List all lines in the material below that contain "React".

[start GIVEN MATERIAL]

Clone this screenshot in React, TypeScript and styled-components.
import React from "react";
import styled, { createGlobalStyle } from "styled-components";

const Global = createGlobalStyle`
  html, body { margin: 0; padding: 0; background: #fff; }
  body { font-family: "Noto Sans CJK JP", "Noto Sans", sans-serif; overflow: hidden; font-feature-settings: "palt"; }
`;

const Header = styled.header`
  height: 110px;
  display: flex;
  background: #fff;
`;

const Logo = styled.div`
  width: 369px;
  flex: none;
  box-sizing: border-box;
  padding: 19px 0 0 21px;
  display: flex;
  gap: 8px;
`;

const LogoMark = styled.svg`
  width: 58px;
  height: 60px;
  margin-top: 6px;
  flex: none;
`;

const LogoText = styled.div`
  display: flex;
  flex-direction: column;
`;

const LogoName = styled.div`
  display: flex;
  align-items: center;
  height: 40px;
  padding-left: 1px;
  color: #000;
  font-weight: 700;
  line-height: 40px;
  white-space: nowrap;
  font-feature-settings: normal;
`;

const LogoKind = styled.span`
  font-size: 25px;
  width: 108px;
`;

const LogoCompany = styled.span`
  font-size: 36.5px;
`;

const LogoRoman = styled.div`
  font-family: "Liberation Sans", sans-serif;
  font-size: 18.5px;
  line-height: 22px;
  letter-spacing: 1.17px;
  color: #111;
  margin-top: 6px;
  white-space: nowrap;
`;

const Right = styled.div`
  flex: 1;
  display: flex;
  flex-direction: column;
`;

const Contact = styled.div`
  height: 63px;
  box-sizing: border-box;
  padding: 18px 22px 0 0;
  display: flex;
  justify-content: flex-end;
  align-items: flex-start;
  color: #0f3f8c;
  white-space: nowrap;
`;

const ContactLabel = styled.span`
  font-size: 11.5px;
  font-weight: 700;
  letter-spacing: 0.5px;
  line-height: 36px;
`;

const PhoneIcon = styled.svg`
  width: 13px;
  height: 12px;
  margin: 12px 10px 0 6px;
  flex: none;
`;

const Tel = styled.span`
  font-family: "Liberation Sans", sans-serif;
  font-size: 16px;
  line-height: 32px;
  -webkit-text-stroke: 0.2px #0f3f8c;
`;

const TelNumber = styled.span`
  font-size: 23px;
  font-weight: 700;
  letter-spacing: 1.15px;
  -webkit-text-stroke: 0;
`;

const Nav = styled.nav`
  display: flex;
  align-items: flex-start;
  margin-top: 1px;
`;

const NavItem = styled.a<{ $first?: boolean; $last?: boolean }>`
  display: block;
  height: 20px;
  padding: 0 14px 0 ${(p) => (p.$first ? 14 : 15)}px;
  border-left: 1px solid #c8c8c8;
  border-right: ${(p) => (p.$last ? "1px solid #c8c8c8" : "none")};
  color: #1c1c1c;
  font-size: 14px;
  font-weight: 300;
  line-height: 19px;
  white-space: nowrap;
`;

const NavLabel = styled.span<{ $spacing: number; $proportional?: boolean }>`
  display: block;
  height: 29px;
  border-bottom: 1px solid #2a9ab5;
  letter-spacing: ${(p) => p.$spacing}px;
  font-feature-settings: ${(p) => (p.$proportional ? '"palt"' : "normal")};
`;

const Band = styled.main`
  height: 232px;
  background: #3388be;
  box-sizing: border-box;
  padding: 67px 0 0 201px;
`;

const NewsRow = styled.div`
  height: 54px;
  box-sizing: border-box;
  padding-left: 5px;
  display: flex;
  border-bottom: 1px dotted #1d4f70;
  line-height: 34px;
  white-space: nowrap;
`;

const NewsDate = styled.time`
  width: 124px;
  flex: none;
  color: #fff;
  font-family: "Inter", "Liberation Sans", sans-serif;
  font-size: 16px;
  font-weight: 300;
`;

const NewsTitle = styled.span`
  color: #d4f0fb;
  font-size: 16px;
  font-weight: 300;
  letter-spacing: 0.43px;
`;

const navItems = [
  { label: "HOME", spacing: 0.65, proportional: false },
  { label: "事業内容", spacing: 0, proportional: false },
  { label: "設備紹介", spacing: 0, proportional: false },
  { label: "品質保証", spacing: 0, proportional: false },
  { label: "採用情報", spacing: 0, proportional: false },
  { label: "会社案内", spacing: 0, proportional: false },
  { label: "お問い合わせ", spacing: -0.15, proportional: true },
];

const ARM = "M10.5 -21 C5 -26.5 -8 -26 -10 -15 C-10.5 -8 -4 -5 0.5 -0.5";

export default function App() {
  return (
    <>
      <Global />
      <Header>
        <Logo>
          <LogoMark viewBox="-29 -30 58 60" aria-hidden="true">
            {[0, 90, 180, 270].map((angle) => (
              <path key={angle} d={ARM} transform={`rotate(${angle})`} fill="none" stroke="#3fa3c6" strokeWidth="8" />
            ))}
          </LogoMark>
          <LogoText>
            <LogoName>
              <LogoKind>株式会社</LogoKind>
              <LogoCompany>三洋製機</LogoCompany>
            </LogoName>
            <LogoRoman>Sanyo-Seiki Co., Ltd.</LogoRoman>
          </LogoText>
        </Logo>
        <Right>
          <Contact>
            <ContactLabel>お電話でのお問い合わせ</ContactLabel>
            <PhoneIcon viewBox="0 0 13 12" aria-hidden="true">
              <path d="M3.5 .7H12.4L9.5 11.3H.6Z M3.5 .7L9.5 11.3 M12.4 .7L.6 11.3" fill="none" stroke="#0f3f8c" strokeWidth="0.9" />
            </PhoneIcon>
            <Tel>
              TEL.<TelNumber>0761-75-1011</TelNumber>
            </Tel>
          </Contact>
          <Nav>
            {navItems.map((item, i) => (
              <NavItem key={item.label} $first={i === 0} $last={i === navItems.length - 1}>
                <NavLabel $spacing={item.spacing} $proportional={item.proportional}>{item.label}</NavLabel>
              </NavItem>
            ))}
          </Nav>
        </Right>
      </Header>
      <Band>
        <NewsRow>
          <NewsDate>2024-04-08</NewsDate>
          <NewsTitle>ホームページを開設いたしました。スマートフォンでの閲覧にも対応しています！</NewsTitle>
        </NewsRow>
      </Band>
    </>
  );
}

[end GIVEN MATERIAL]

### OUTPUT BELOW:
Clone this screenshot in React, TypeScript and styled-components.
import React from "react";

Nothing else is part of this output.